The Magazine’s haiku-contest judge, John S. O’Connor, AB’86, MAT’87, praised the 409 entries alumni sent in. “There were so many great ‘U-Chi-ku’ to choose from,” writes O’Connor, author of the haiku collection Room Full of Chairs (Deep North Press, 2000), “it was difficult to pick these winners.”

Entries, he notes, “ranged from the profound to the hilarious and covered almost every aspect of campus life—parties (Friday nights at the Reg), dorm food, Rockefeller Chapel, Kuviasungnerk, the Linné statue, the Lascivious Ball, dollar shake day in Hutch Commons, and of course books.”

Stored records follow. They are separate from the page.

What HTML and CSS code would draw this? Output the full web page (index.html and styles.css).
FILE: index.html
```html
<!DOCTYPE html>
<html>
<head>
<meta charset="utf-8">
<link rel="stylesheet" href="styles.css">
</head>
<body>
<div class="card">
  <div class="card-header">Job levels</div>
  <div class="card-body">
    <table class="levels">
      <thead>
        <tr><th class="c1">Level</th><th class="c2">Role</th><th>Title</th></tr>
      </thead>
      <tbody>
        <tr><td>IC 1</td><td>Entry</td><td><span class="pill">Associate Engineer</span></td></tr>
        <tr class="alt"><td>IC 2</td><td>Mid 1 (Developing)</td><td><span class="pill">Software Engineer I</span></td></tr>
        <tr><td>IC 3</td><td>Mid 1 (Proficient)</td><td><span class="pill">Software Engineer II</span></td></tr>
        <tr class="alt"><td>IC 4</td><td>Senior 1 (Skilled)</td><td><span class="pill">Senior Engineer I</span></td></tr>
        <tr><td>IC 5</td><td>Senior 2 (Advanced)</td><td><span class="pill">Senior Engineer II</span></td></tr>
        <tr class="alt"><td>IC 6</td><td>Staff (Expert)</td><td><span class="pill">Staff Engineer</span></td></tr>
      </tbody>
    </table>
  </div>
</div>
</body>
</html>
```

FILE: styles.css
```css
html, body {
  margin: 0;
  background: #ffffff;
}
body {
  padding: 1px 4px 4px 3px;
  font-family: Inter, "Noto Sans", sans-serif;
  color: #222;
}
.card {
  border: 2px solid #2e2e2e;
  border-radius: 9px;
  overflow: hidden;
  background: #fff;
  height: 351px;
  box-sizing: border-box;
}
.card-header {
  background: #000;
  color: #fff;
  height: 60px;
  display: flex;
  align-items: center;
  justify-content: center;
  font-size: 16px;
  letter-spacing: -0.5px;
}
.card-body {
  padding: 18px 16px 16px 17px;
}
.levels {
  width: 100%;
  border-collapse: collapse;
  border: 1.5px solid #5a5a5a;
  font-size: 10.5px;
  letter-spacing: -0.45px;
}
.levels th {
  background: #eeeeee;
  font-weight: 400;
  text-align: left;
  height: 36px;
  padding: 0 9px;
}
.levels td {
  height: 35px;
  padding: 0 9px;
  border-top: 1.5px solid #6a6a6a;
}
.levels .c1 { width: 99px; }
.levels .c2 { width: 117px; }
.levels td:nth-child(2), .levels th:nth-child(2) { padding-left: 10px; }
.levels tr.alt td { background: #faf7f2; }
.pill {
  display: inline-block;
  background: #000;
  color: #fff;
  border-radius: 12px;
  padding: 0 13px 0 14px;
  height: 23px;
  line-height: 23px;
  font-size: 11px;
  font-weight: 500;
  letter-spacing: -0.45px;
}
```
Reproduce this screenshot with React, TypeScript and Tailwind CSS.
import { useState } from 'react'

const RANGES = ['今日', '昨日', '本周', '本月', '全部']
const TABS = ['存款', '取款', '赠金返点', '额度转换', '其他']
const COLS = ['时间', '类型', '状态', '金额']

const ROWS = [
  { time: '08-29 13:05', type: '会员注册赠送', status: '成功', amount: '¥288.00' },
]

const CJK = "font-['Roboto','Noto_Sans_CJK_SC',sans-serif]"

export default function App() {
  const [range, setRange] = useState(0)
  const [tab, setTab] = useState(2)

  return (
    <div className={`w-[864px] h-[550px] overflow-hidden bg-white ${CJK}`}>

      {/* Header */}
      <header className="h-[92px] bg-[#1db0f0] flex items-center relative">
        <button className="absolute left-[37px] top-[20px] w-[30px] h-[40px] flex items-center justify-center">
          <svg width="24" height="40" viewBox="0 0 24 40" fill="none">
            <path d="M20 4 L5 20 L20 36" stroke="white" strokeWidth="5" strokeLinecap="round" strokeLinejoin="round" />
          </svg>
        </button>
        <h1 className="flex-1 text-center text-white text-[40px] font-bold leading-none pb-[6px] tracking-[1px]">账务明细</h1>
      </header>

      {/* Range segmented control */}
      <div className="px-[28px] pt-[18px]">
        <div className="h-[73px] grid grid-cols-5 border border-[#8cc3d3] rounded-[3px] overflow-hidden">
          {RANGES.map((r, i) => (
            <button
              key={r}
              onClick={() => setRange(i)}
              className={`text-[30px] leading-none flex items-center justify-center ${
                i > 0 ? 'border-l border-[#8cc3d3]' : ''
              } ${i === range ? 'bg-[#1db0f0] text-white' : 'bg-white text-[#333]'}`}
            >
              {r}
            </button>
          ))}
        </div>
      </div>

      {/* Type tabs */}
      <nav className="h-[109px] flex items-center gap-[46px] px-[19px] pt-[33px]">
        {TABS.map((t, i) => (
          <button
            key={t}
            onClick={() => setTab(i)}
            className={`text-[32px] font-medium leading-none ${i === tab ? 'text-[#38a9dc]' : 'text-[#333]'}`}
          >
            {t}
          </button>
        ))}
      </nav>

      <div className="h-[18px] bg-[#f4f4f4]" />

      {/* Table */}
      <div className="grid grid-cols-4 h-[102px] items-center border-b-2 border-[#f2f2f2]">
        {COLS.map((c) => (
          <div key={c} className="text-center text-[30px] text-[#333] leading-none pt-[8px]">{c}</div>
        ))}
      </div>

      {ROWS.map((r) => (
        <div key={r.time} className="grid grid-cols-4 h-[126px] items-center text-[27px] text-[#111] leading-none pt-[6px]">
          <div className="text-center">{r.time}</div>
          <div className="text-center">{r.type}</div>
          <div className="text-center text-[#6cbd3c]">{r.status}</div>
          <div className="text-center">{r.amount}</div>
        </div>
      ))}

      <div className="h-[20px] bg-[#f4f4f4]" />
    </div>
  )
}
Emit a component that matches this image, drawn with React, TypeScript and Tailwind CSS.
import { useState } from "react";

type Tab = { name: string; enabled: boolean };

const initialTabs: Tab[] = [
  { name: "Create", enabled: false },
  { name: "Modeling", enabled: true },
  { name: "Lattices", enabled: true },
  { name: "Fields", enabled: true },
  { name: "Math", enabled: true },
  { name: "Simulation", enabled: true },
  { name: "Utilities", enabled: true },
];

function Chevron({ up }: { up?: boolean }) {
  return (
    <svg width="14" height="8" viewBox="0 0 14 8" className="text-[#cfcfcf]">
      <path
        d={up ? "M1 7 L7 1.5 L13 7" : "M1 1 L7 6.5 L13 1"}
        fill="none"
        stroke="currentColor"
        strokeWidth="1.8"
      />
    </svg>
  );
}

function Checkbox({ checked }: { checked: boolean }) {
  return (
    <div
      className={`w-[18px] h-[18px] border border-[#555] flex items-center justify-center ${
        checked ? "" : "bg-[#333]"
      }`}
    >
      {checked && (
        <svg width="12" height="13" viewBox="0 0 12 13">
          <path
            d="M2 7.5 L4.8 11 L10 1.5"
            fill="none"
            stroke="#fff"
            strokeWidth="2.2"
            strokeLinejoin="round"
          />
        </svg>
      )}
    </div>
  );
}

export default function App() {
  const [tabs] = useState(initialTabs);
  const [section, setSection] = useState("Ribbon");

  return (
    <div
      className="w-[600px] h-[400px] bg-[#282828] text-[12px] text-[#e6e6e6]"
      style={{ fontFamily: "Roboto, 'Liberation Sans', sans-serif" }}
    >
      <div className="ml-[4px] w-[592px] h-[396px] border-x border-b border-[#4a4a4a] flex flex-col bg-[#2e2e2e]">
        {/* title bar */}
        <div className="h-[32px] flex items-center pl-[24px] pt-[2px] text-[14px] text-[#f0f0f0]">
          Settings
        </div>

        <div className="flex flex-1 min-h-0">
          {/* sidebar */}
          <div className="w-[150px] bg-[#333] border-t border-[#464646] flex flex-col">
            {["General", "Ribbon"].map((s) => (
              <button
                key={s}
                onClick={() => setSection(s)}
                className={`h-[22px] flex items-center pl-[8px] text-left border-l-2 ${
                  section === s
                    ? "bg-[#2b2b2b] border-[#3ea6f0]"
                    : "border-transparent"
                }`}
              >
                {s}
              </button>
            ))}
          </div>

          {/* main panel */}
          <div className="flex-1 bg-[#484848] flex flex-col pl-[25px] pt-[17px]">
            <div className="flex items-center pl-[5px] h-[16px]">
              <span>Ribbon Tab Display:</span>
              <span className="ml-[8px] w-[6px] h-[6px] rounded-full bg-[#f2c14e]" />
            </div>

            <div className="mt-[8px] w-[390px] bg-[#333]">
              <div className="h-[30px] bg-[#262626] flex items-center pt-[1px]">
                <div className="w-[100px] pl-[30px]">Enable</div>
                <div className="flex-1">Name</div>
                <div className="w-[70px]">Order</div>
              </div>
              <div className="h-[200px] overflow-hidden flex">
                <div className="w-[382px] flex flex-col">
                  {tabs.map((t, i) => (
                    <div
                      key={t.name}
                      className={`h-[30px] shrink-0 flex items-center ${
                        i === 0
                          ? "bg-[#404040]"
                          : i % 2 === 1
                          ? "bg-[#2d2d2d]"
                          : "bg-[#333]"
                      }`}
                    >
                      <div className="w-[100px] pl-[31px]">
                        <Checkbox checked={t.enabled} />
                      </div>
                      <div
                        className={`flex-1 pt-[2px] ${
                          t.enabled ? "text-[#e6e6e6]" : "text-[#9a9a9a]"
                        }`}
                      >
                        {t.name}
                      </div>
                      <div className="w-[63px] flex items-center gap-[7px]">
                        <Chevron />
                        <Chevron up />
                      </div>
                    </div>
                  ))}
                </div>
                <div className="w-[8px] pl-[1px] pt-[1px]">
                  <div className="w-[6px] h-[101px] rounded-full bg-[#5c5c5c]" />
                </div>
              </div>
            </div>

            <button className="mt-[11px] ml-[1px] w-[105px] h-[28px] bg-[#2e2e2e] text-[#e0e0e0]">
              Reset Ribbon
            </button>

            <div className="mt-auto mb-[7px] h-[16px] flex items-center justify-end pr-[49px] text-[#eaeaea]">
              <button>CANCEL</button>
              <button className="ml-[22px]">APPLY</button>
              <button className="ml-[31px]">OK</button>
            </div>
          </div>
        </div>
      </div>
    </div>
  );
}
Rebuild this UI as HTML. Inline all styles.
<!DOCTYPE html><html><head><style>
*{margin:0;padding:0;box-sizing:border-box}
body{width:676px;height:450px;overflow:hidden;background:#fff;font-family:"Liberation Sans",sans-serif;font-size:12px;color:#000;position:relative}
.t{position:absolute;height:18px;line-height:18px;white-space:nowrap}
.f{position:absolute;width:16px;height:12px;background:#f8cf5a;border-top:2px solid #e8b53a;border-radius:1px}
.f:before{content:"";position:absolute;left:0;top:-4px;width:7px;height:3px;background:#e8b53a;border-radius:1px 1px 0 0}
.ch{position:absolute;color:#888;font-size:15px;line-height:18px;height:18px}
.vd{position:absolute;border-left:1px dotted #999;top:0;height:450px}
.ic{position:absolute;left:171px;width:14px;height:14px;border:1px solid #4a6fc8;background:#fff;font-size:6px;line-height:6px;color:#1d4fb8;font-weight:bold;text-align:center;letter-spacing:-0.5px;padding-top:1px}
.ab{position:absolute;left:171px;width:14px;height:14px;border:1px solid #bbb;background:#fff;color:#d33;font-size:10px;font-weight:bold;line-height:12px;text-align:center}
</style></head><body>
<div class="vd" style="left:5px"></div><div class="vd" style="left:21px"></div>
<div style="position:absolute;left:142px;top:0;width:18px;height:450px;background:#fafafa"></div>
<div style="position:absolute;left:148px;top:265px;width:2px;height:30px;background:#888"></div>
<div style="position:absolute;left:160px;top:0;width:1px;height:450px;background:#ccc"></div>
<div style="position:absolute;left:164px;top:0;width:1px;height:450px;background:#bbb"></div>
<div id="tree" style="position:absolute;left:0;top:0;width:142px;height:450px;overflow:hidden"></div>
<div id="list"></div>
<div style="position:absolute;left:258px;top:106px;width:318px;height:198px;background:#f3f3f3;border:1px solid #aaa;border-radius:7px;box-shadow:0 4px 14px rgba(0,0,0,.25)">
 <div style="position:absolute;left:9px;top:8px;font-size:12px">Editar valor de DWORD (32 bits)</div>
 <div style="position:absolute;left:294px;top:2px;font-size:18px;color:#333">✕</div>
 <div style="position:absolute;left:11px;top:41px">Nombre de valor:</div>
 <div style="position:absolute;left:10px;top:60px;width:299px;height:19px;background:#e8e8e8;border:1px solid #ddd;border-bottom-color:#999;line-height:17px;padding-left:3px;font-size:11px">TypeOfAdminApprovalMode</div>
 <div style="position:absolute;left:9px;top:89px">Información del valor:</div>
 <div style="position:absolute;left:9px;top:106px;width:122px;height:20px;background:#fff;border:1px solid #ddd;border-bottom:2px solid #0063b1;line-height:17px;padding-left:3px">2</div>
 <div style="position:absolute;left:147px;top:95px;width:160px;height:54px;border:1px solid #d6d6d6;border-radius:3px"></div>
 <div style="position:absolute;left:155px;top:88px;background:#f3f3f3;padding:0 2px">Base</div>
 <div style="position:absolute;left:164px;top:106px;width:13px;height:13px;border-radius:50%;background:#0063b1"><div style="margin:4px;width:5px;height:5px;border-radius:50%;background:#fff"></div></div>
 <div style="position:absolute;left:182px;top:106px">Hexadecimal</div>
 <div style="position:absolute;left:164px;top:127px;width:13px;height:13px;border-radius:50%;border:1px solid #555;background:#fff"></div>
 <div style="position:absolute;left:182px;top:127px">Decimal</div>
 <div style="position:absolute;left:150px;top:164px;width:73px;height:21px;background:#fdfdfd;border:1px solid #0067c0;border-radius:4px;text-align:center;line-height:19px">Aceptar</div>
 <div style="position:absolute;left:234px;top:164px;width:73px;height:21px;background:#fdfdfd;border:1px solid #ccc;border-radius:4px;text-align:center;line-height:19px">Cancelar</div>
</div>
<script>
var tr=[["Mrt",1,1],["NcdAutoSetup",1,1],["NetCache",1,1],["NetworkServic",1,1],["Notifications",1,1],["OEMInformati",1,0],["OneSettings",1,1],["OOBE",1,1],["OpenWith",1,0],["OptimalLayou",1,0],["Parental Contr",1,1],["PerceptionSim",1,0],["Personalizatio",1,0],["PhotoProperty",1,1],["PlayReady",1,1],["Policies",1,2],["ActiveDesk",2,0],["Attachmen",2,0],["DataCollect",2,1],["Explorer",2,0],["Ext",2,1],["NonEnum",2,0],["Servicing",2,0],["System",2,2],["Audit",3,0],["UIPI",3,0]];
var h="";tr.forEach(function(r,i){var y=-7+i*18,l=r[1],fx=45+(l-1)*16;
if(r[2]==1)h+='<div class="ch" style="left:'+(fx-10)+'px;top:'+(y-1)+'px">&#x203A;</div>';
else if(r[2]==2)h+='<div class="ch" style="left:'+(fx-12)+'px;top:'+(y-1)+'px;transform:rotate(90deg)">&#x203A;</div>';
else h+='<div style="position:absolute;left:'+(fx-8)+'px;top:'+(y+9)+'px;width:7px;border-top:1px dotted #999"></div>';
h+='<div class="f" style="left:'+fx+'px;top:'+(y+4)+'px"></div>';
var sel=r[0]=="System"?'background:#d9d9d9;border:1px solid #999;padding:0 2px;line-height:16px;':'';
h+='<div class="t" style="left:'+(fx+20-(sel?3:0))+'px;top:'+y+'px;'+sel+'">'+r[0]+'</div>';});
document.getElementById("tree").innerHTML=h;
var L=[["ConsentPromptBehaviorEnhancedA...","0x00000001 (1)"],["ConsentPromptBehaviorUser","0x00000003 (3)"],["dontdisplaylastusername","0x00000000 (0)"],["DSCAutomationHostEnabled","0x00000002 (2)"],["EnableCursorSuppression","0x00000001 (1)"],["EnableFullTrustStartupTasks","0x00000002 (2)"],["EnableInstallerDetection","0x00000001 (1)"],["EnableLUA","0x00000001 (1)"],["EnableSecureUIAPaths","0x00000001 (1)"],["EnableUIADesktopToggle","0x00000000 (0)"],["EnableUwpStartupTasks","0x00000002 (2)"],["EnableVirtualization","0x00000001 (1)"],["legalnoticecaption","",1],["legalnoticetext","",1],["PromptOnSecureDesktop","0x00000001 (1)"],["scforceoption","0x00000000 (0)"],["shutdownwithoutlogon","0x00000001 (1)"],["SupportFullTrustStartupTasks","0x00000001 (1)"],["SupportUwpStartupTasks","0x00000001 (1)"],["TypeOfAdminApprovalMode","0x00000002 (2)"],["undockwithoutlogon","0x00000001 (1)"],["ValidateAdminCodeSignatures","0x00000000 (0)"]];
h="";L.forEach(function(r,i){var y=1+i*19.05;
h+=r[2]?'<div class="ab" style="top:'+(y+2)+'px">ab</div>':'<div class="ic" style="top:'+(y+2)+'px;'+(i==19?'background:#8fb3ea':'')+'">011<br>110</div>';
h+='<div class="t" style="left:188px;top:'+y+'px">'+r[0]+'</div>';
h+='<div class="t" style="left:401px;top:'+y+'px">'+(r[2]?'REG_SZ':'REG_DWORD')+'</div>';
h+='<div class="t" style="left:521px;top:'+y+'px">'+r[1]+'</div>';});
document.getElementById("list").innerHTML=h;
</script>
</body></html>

The rules stated that poems had to be about the University and follow the five-seven-five format. Because haiku “are not usually given titles,” says O’Connor, a former Lab Schools and current New Trier High School English teacher, “I’ve removed them from these poems.” In addition to a cash prize, winners receive a copy of O’Connor’s book. All the entries are online here.


First place:
Giuliana Fargnoli Chapman, AB’96

Japanese tourists
standing around the Atom
photograph themselves

O’Connor: “There were several poems about the Henry Moore sculpture, but this one was the most moving. The casualness of this image (‘standing around’) is striking, as is the implicit statement that the tourists’ lives and perhaps their national identity has been forged by the sculpture’s subject. The author’s decision to capitalize the A in atom is especially potent.”


Second place:
Anne Parsons, AB’04

black/white strategy
conquering 53rd street
—a hyde park chessboard.

O’Connor: “I like the chances this poem takes in confronting the difficult topics of race relations and urban planning within the confines of a haiku. The word ‘conquering’ seems highly ironic here since 53rd Street is a space to be shared and not won, yet the tension between University and non-University needs is the subject of a great deal of strategizing and positioning. On a personal note, I loved to watch those chess players in Harper Court.”


Third place:
Sem Sutter, AM’73, PhD’82, AM’85

Rustling gold ginkgo,
Languid koi circling below
in Botany Pond.

O’Connor: “I had to pick one poem from the many that referred to Botany Pond, and this one was the most painterly. The language is nicely evocative and the images are strong—those beautiful gingko leaves and the mottled fish below. The great Japanese haiku master Buson would be proud.”


Honorable mention:
Frank Creel, AM’73, PhD’78

I, lost in the stacks,
Wife, working in Regenstein.
No time for babies.

O’Connor: “What sadness in this poem. And who hasn’t felt the tension between scholarship and society, work and family?”


Honorable mention:
Merri M. Monks, AB’74

Gray Gothic towers
Stretch into the winter sky—
Framed by black branches.

O’Connor: “There were a number of poems about Gothic towers, but the images are most stark and striking in this haiku.”